[Stored data entries]
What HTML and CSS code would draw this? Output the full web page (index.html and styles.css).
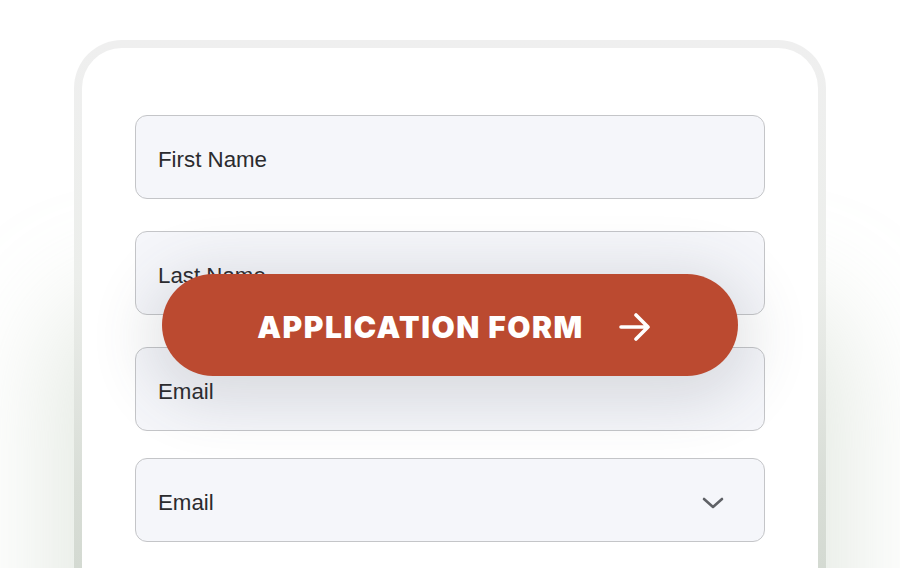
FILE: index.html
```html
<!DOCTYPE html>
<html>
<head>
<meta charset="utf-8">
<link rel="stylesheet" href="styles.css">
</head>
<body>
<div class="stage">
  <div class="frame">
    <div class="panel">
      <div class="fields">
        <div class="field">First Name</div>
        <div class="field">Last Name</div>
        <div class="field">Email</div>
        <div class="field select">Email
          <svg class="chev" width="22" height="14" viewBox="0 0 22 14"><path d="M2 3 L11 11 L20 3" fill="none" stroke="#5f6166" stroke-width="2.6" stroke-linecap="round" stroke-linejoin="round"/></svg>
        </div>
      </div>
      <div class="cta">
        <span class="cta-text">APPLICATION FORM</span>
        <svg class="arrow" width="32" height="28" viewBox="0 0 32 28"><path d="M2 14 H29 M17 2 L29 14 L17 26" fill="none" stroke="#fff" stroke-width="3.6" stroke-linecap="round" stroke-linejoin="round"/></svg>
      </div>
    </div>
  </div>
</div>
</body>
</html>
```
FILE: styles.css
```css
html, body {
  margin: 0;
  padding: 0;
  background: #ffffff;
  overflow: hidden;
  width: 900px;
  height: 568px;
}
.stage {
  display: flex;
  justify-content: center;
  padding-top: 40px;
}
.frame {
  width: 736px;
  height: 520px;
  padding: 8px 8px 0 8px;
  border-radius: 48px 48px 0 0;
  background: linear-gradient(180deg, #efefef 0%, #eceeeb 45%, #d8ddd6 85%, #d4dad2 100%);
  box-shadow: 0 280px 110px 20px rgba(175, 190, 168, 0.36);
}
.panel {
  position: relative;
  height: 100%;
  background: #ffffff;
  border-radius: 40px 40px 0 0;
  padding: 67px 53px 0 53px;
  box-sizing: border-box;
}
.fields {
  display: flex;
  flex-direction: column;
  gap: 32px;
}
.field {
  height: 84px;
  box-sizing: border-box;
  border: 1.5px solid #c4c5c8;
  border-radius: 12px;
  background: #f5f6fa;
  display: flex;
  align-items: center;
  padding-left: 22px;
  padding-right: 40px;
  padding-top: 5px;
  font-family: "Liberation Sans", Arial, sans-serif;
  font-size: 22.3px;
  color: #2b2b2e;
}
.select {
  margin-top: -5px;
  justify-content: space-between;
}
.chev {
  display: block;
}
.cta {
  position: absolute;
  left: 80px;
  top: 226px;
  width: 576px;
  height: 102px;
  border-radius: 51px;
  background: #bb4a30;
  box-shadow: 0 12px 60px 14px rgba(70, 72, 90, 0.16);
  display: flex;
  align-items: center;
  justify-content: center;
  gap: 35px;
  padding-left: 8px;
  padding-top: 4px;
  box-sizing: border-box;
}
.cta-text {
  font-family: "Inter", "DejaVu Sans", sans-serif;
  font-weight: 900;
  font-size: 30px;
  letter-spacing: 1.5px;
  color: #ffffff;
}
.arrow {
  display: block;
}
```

---

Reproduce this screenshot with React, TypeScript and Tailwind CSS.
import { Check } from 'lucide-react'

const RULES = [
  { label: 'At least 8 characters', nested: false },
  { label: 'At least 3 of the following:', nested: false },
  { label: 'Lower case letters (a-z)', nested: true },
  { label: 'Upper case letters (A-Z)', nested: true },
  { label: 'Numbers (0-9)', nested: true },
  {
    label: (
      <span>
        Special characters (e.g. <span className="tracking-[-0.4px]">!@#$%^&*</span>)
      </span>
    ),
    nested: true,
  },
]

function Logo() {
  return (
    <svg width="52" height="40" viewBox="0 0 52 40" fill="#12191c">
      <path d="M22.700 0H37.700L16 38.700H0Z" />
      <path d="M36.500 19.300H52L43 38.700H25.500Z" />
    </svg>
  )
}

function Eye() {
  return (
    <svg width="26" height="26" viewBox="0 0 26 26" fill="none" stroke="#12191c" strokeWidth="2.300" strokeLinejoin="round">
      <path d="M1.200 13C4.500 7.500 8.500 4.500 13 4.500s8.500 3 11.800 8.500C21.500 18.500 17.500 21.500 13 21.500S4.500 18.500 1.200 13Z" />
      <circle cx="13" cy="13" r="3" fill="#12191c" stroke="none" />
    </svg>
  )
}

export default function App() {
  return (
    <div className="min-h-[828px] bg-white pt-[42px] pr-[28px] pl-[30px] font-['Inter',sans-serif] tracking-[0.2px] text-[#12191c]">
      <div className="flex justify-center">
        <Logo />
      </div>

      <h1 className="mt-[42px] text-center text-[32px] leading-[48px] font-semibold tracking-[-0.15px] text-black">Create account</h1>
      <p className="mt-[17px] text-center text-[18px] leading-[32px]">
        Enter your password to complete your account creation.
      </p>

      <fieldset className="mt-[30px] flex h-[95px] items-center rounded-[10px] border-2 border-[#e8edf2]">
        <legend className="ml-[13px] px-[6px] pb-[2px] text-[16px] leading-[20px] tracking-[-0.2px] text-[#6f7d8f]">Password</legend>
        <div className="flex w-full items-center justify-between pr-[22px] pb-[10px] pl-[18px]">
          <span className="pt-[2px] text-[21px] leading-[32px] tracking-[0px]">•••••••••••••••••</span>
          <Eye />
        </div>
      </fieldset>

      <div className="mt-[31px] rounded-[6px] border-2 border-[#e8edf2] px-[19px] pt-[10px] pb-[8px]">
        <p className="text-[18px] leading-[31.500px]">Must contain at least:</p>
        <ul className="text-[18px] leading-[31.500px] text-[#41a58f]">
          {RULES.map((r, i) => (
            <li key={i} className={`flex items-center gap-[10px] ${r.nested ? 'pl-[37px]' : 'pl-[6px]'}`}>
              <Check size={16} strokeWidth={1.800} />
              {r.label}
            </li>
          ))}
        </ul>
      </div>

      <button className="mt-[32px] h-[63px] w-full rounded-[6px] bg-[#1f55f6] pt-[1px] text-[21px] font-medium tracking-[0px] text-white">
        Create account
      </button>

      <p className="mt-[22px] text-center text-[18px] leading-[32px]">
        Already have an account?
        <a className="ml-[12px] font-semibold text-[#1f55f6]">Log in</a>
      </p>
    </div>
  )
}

-- Aim of the exercise --
Reproduce verbatim the lines above, from the line with "Reproduce this screenshot" through the line with "</fieldset>".

-- Worked solution --
Reproduce this screenshot with React, TypeScript and Tailwind CSS.
import { Check } from 'lucide-react'

const RULES = [
  { label: 'At least 8 characters', nested: false },
  { label: 'At least 3 of the following:', nested: false },
  { label: 'Lower case letters (a-z)', nested: true },
  { label: 'Upper case letters (A-Z)', nested: true },
  { label: 'Numbers (0-9)', nested: true },
  {
    label: (
      <span>
        Special characters (e.g. <span className="tracking-[-0.4px]">!@#$%^&*</span>)
      </span>
    ),
    nested: true,
  },
]

function Logo() {
  return (
    <svg width="52" height="40" viewBox="0 0 52 40" fill="#12191c">
      <path d="M22.700 0H37.700L16 38.700H0Z" />
      <path d="M36.500 19.300H52L43 38.700H25.500Z" />
    </svg>
  )
}

function Eye() {
  return (
    <svg width="26" height="26" viewBox="0 0 26 26" fill="none" stroke="#12191c" strokeWidth="2.300" strokeLinejoin="round">
      <path d="M1.200 13C4.500 7.500 8.500 4.500 13 4.500s8.500 3 11.800 8.500C21.500 18.500 17.500 21.500 13 21.500S4.500 18.500 1.200 13Z" />
      <circle cx="13" cy="13" r="3" fill="#12191c" stroke="none" />
    </svg>
  )
}

export default function App() {
  return (
    <div className="min-h-[828px] bg-white pt-[42px] pr-[28px] pl-[30px] font-['Inter',sans-serif] tracking-[0.2px] text-[#12191c]">
      <div className="flex justify-center">
        <Logo />
      </div>

      <h1 className="mt-[42px] text-center text-[32px] leading-[48px] font-semibold tracking-[-0.15px] text-black">Create account</h1>
      <p className="mt-[17px] text-center text-[18px] leading-[32px]">
        Enter your password to complete your account creation.
      </p>

      <fieldset className="mt-[30px] flex h-[95px] items-center rounded-[10px] border-2 border-[#e8edf2]">
        <legend className="ml-[13px] px-[6px] pb-[2px] text-[16px] leading-[20px] tracking-[-0.2px] text-[#6f7d8f]">Password</legend>
        <div className="flex w-full items-center justify-between pr-[22px] pb-[10px] pl-[18px]">
          <span className="pt-[2px] text-[21px] leading-[32px] tracking-[0px]">•••••••••••••••••</span>
          <Eye />
        </div>
      </fieldset>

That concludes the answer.